Uma querida amiga me enviou uma mensagem sobre a história de Sean e Walter que contei no recente post que publiquei chamado “Todas as possibilidades estão no agora”.

Ela fez a seguinte pergunta: “Por que o fotógrafo não fez o registro fotográfico? Era somente um click”.

O fotógrafo estava diante da oportunidade de fotografar um animal raro, tudo já estava pronto para o click, mas ele escolhe não olhar pelo visor da câmera para viver integralmente aquele momento único. Em certo instante, ele afirma: “Às vezes, eu não faço a foto. Se eu pessoalmente gosto de um momento, eu não quero ser distraído pela câmera”.

O artigo faz uma reflexão sobre “viver o presente”, porém a história de Sean e Walter carrega outro ensinamento poderoso que é ter “a coragem de mudar os objetivos”. 

Se algo na sua vida acontece, se algo muda o contexto ou se algo muda dentro de você, é preciso ter sabedoria e bravura para aceitar a mudança, reconhecê-la e, então, tomar a iniciativa de mudar o curso de sua história através de um ajuste de objetivos.
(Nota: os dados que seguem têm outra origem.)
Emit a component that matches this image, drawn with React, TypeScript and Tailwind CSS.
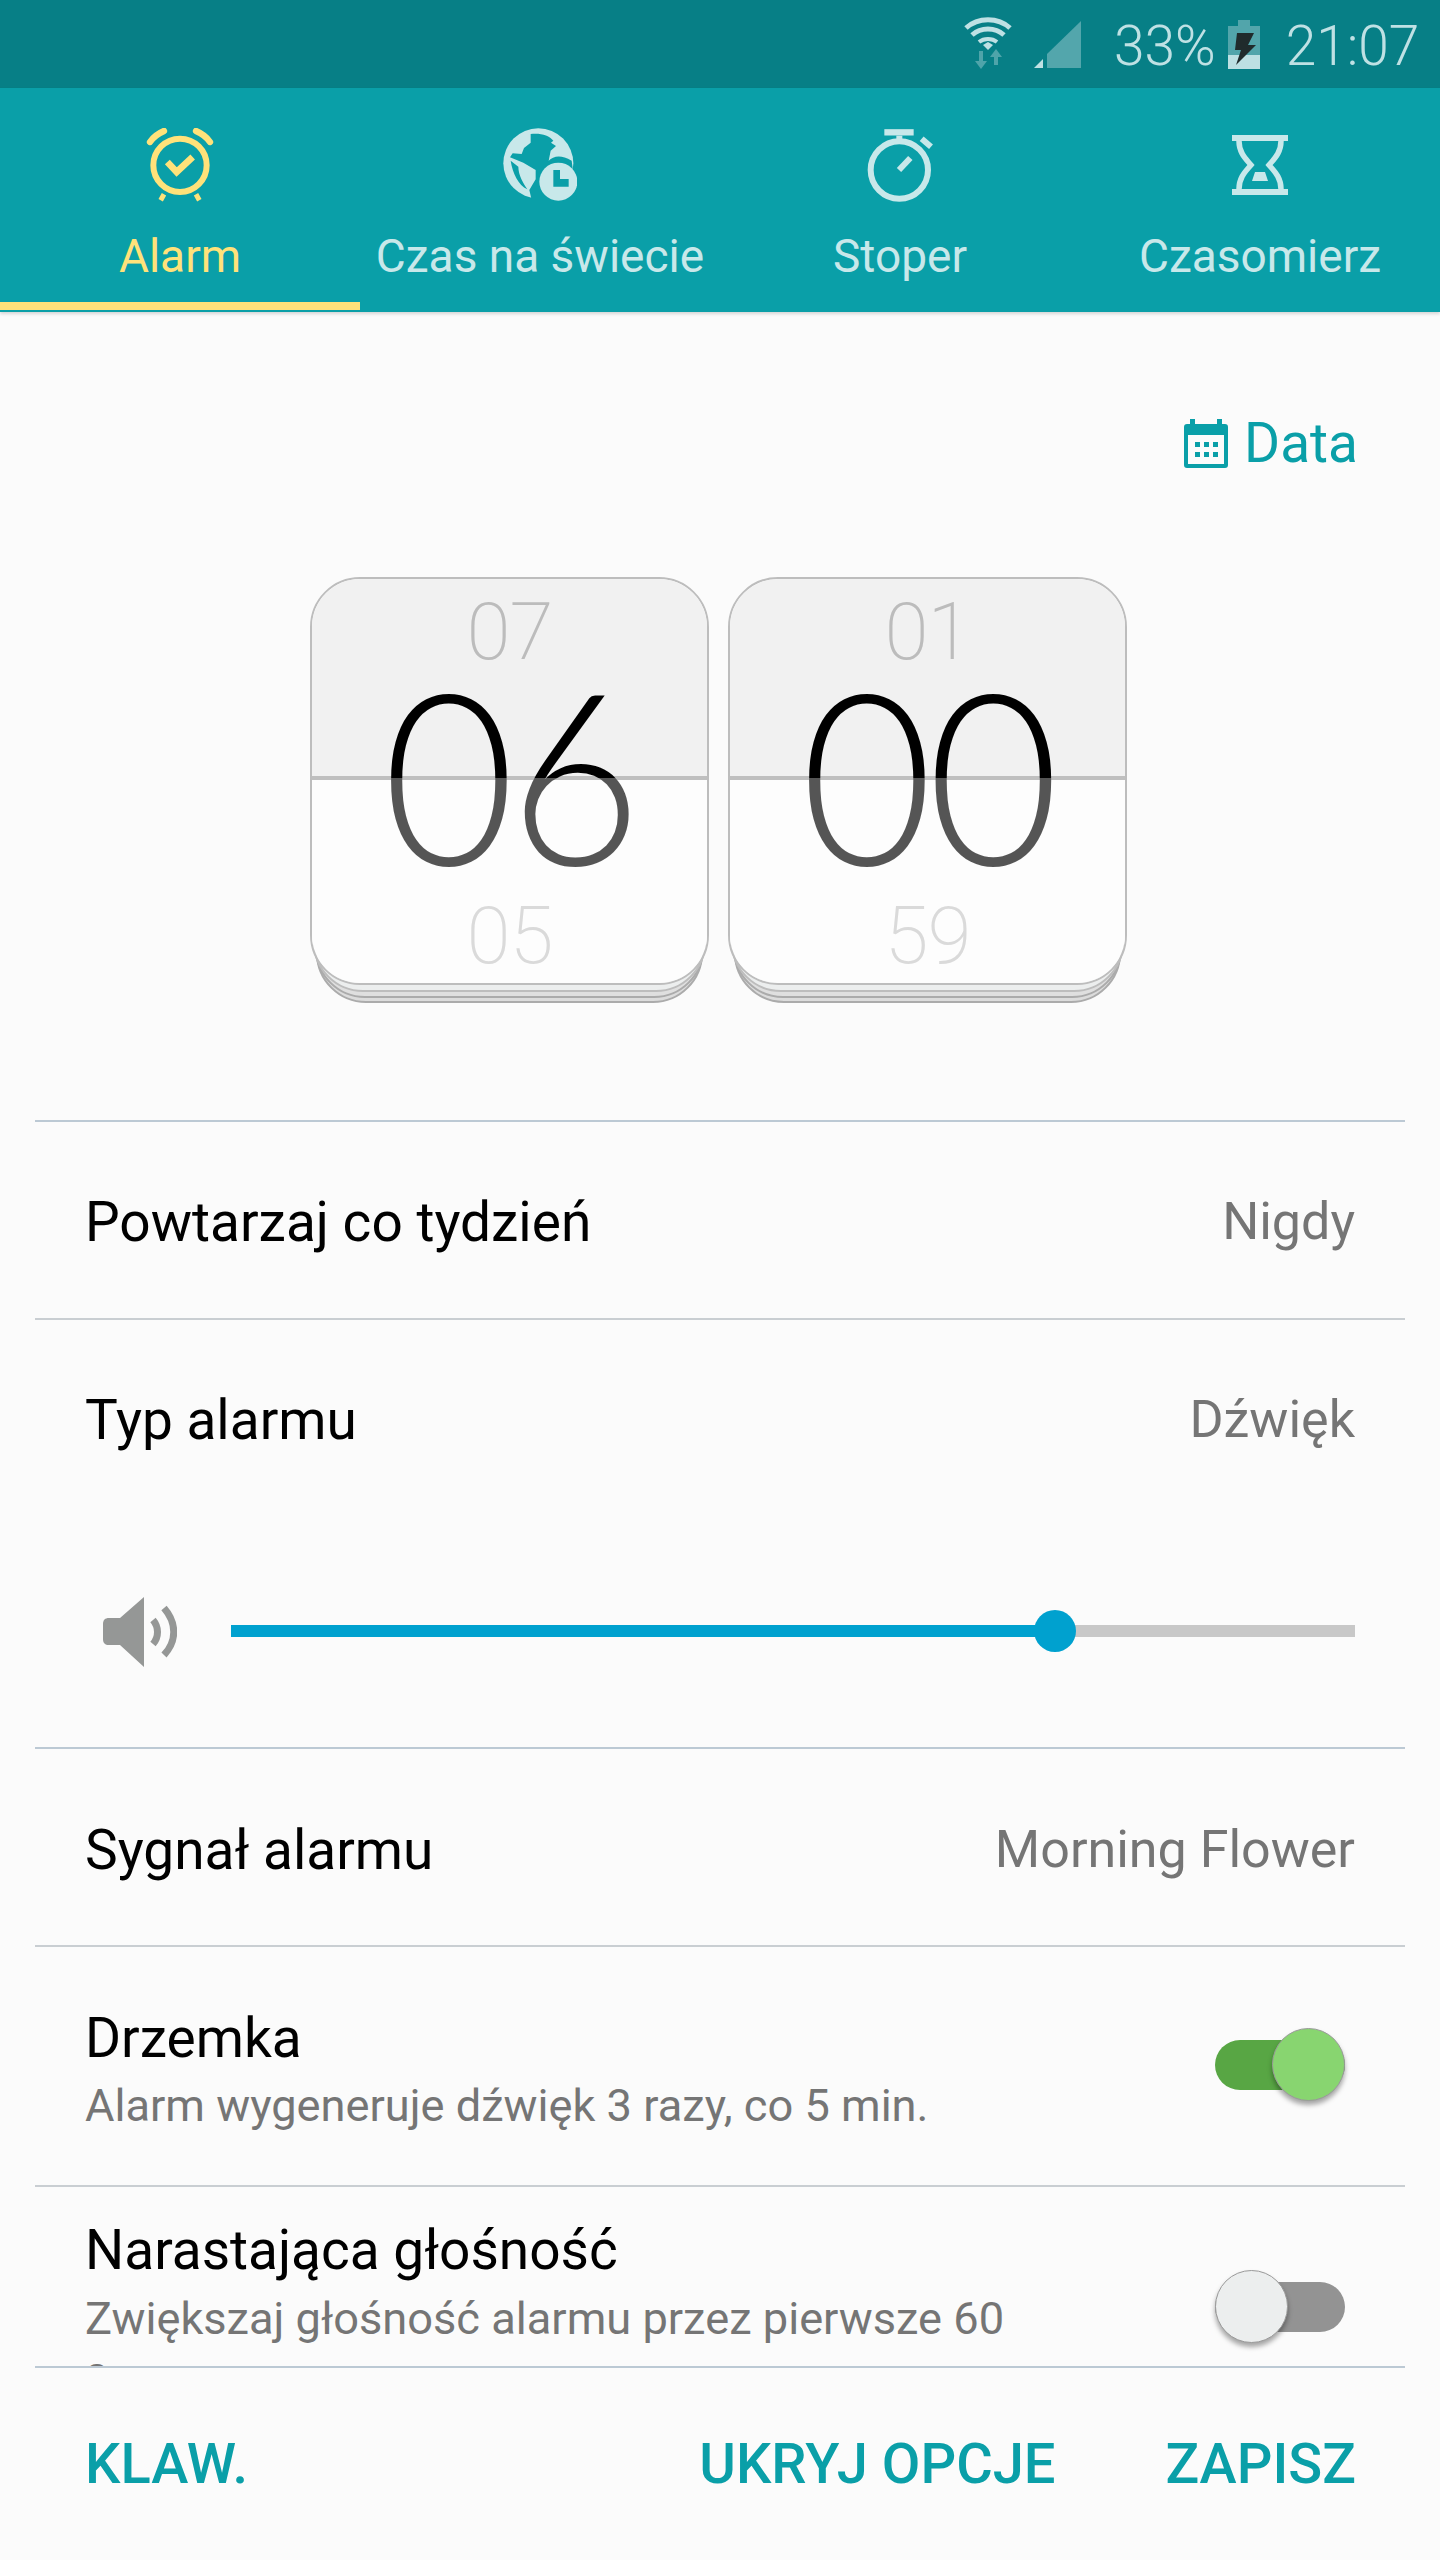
import type { ReactNode } from "react";

const font = { fontFamily: "Roboto, sans-serif" };
const flipFont = { fontFamily: "Lato, Roboto, sans-serif" };

function WifiIcon() {
  return (
    <svg width="50" height="54" viewBox="0 0 50 54" fill="none">
      <path d="M2 11C14 0 34 0 46 11" stroke="#bfe1e4" strokeWidth="5" />
      <path d="M8 18C17 10 31 10 40 18" stroke="#bfe1e4" strokeWidth="5" />
      <path d="M15 25C20 21 28 21 33 25" stroke="#bfe1e4" strokeWidth="4" />
      <path d="M19 28L24 25L29 28L24 33Z" fill="#bfe1e4" />
      <path d="M15 34H19V44H23L17 52L11 44H15Z" fill="#4fa4aa" />
      <path d="M30 48H34V40H38L32 32L26 40H30Z" fill="#4fa4aa" />
    </svg>
  );
}

function SignalIcon() {
  return (
    <svg width="47" height="47" viewBox="0 0 47 47">
      <path d="M47 0V47H13V33Z" fill="#53a6ac" />
      <path d="M9 38V47H0Z" fill="#bfe1e4" />
    </svg>
  );
}

function BatteryIcon() {
  return (
    <svg width="32" height="49" viewBox="0 0 32 49">
      <path d="M10 0H22V6H32V35H0V6H10Z" fill="#52a5ab" />
      <rect y="35" width="32" height="14" fill="#bde0e3" />
      <path d="M9 13H26L20 25H28L8 45L13 30H7Z" fill="#202b2c" />
    </svg>
  );
}

function AlarmIcon() {
  return (
    <svg width="68" height="74" viewBox="48 23 204 222" fill="none" stroke="#ffe27a">
      <circle cx="150" cy="135" r="80" strokeWidth="18" />
      <path d="M112 125L140 155L188 110" strokeWidth="20" />
      <path d="M60 65Q74 44 102 32M198 32Q226 44 240 65" strokeWidth="19" strokeLinecap="round" />
      <path d="M102 222L92 240M198 222L208 240" strokeWidth="15" />
    </svg>
  );
}

function GlobeIcon() {
  return (
    <svg width="74" height="74" viewBox="39 24 222 222">
      <circle cx="145" cy="130" r="105" fill="#c8e8ea" />
      <path
        d="M122 42C150 38 178 46 190 62L183 68L198 78L182 92L176 122C190 108 212 102 245 122L260 240L125 240L118 210L137 178L137 150L100 128L60 112L68 100L95 102L102 84L122 68Z"
        fill="#0a9fa8"
      />
      <path d="M62 122L85 140C85 165 100 190 112 208C85 195 68 160 62 122Z" fill="#0a9fa8" />
      <circle cx="205" cy="185" r="57" fill="#c8e8ea" />
      <path d="M190 150H210V177H236V200H190Z" fill="#0a9fa8" />
    </svg>
  );
}

function StopwatchIcon() {
  return (
    <svg width="66" height="74" viewBox="50 24 198 222" fill="none" stroke="#c8e8ea">
      <circle cx="147" cy="150" r="86" strokeWidth="18" />
      <path d="M102 37H190" strokeWidth="19" />
      <path d="M147 47V62" strokeWidth="18" />
      <path d="M214 56L242 80" strokeWidth="18" />
      <path d="M146 150L180 114" strokeWidth="18" />
    </svg>
  );
}

function HourglassIcon() {
  return (
    <svg width="56" height="60" viewBox="0 0 56 60" fill="none" stroke="#c8e8ea">
      <path d="M0 3H56M0 57H56" strokeWidth="6" />
      <path d="M7 6C7 18 14 24 19 30C14 36 7 42 7 54M49 6C49 18 42 24 37 30C42 36 49 42 49 54" strokeWidth="5.5" />
      <path d="M23 37H33L36 46H20Z" fill="#c8e8ea" stroke="none" />
    </svg>
  );
}

function CalendarIcon() {
  return (
    <svg width="44" height="49" viewBox="0 0 44 49">
      <path d="M6 0H11V5H33V0H38V5H41C43 5 44 6 44 8V46C44 48 43 49 41 49H3C1 49 0 48 0 46V8C0 6 1 5 3 5H6Z" fill="#0a9fa8" />
      <rect x="4" y="16" width="36" height="29" fill="#fbfbfb" />
      <path d="M11 23h5v5h-5zM20 23h5v5h-5zM29 23h5v5h-5zM11 33h5v5h-5zM20 33h5v5h-5zM29 33h5v5h-5z" fill="#0a9fa8" />
    </svg>
  );
}

function SpeakerIcon() {
  return (
    <svg width="74" height="70" viewBox="0 0 74 70" fill="none">
      <path d="M41 0V70L17 48H6C2 48 0 46 0 42V27C0 23 2 21 6 21H17Z" fill="#959796" />
      <path d="M50 23C56 30 56 40 50 47" stroke="#959796" strokeWidth="7" />
      <path d="M61 11C74 26 74 44 61 58" stroke="#959796" strokeWidth="7" />
    </svg>
  );
}

function Tab({ icon, label, active }: { icon: ReactNode; label: string; active?: boolean }) {
  return (
    <div className="relative flex flex-col items-center">
      <div className="mt-[40px] flex h-[74px] items-center justify-center">{icon}</div>
      <span className={`mt-[27px] text-[46px] leading-[54px] ${active ? "text-[#ffe27a]" : "text-[#c8e8ea]"}`}>{label}</span>
      {active && <div className="absolute left-0 right-0 top-[214px] h-[8px] bg-[#ffe27a]" />}
    </div>
  );
}

function Flip({ top, main, bottom }: { top: string; main: string; bottom: string }) {
  return (
    <div className="relative h-[426px] w-[399px]">
      <div className="absolute bottom-0 left-[6px] right-[6px] h-[100px] rounded-b-[50px] border-2 border-[#ababab] bg-[#dcdcdc]" />
      <div className="absolute bottom-[5px] left-[5px] right-[5px] h-[100px] rounded-b-[50px] border-2 border-[#ababab] bg-[#dfdfdf]" />
      <div className="absolute bottom-[11px] left-[3px] right-[3px] h-[100px] rounded-b-[50px] border-2 border-[#bdbdbd] bg-[#eceeee]" />
      <div className="relative flex h-[408px] flex-col overflow-hidden rounded-[50px] border-2 border-[#bdbdbd]">
        <div className="flex h-[197px] items-start justify-center bg-[#f1f1f1] pt-[8px] text-[80px] font-extralight leading-[90px] tracking-[-1px] text-[#bcbcbc]">
          {top}
        </div>
        <div className="h-[4px] bg-[#bfbfbf]" />
        <div className="flex flex-1 items-end justify-center bg-[#fdfdfd] pb-[2px] text-[80px] font-extralight leading-[90px] tracking-[-1px] text-[#dadada]">
          {bottom}
        </div>
        <div className="absolute inset-0 flex items-center justify-center pb-[18px]" style={flipFont}>
          <span className="scale-x-[0.95] bg-[linear-gradient(#000_0,#000_156px,#555_156px,#555_100%)] bg-clip-text text-[240px] font-light leading-[300px] tracking-[-6px] text-transparent">
            {main}
          </span>
        </div>
      </div>
    </div>
  );
}

function Row({ title, value, className }: { title: string; value: string; className?: string }) {
  return (
    <div className={`mx-[35px] flex items-center justify-between px-[50px] ${className ?? ""}`}>
      <span className="text-[55px] leading-[64px] text-black">{title}</span>
      <span className="text-[52px] leading-[64px] text-[#757575]">{value}</span>
    </div>
  );
}

function Toggle({ on }: { on: boolean }) {
  return (
    <div className="relative h-[50px] w-[130px]">
      <div className={`h-full rounded-full ${on ? "bg-[#58a644]" : "bg-[#939393]"}`} />
      <div
        className={`absolute top-[-12px] h-[73px] w-[73px] rounded-full border border-[#9a9a9a] shadow-[0_4px_5px_rgba(0,0,0,0.35)] ${
          on ? "right-0 bg-[#88d570]" : "left-0 bg-[#eceeee]"
        }`}
      />
    </div>
  );
}

export default function App() {
  return (
    <div className="flex h-[2560px] w-[1440px] flex-col overflow-hidden bg-[#fbfbfb]" style={font}>
      <div className="flex h-[88px] items-center bg-[#077f86] text-[#bfe1e4]">
        <div className="ml-[964px]"><WifiIcon /></div>
        <div className="ml-[20px]"><SignalIcon /></div>
        <span className="ml-[33px] mt-[4px] text-[55px] font-light leading-[60px]">33%</span>
        <div className="ml-[12px]"><BatteryIcon /></div>
        <span className="ml-[26px] mt-[4px] text-[55px] font-light leading-[60px]">21:07</span>
      </div>

      <div className="grid h-[224px] grid-cols-4 bg-[#0a9fa8] shadow-[0_2px_3px_rgba(0,0,0,0.15)]">
        <Tab icon={<AlarmIcon />} label="Alarm" active />
        <Tab icon={<GlobeIcon />} label="Czas na świecie" />
        <Tab icon={<StopwatchIcon />} label="Stoper" />
        <Tab icon={<HourglassIcon />} label="Czasomierz" />
      </div>

      <div className="h-[2054px] overflow-hidden">
        <div className="flex items-center justify-end gap-[16px] pr-[82px] pt-[107px]">
          <CalendarIcon />
          <span className="text-[55px] leading-[49px] text-[#0a9fa8]">Data</span>
        </div>

        <div className="ml-[310px] mt-[109px] flex gap-[19px]">
          <Flip top="07" main="06" bottom="05" />
          <Flip top="01" main="00" bottom="59" />
        </div>

        <div className="mx-[35px] mt-[117px] h-[2px] bg-[#bcc9d4]" />
        <Row title="Powtarzaj co tydzień" value="Nigdy" className="h-[196px] pt-[3px]" />
        <div className="mx-[35px] h-[2px] bg-[#c9ced2]" />
        <Row title="Typ alarmu" value="Dźwięk" className="h-[196px] pt-[4px]" />

        <div className="mx-[35px] flex h-[231px] items-start pl-[68px] pr-[50px] pt-[81px]">
          <SpeakerIcon />
          <div className="relative ml-[54px] mt-[28px] h-[12px] flex-1 bg-[#c8c8c8]">
            <div className="h-full w-[824px] bg-[#00a1cf]" />
            <div className="absolute left-[803px] top-[-15px] h-[42px] w-[42px] rounded-full bg-[#00a1cf]" />
          </div>
        </div>

        <div className="mx-[35px] h-[2px] bg-[#bcc9d4]" />
        <Row title="Sygnał alarmu" value="Morning Flower" className="h-[196px] pt-[5px]" />
        <div className="mx-[35px] h-[2px] bg-[#c9ced2]" />

        <div className="mx-[35px] flex h-[238px] items-center justify-between pl-[50px] pr-[60px] pt-[6px]">
          <div className="flex flex-col">
            <span className="text-[55px] leading-[64px] text-black">Drzemka</span>
            <span className="mt-[9px] text-[45.2px] leading-[54px] text-[#757575]">Alarm wygeneruje dźwięk 3 razy, co 5 min.</span>
          </div>
          <div className="mb-[8px]"><Toggle on /></div>
        </div>
        <div className="mx-[35px] h-[2px] bg-[#c9ced2]" />

        <div className="mx-[35px] flex items-start justify-between pl-[50px] pr-[60px] pt-[31px]">
          <div className="flex w-[960px] flex-col">
            <span className="text-[55px] leading-[64px] text-black">Narastająca głośność</span>
            <span className="mt-[10px] text-[45.2px] leading-[54px] text-[#757575]">Zwiększaj głośność alarmu przez pierwsze 60 s.</span>
          </div>
          <div className="mt-[64px]"><Toggle on={false} /></div>
        </div>
      </div>

      <div className="mx-[35px] h-[2px] bg-[#bcc9d4]" />
      <div className="flex flex-1 items-center justify-between pl-[85px] pr-[84px] text-[56px] font-medium leading-[64px] text-[#0a9fa8]">
        <span>KLAW.</span>
        <div className="flex gap-[110px]">
          <span>UKRYJ OPCJE</span>
          <span>ZAPISZ</span>
        </div>
      </div>
    </div>
  );
}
Por que o fotógrafo não fez apenas uma simples foto? Porque ele sabia que uma única foto não seria suficiente. Sean é fotógrafo profissional, exigente, detalhista e habilidoso. Ele não faz fotos, ele produz obras-primas. Ele não subiu o Himalaia para fazer um registro qualquer do raríssimo leopardo das neves. O fotógrafo foi lá para fazer a foto mais extraordinária do animal já produzida na face da Terra.

Portanto, naquele momento do surgimento do animal diante de sua câmera, ele estava diante de duas situações: viver intensamente o momento ou fazer a foto extraordinária. Ele tinha consciência de que não conseguiria fazer as duas coisas. Ali ele teve que fazer uma escolha. Ele decidiu, em poucos segundos, mudar o objetivo de sua escalada ao Himalaia.

A conversa com minha amiga gerou um excelente papo filosófico e me fez refletir sobre MUDANÇAS.

MUDANÇA RADICAL DE VIDA

Existem muitas histórias de mudanças radicais de vida. A minha história pessoal recente (contada e recontada no meu blog) me soa como um exemplo de uma drástica mudança de direção, que ainda está em curso. Há livros com biografias maravilhosas que ilustram grandes transformações. Aqui quero contar a breve história de Eckhart Tolle.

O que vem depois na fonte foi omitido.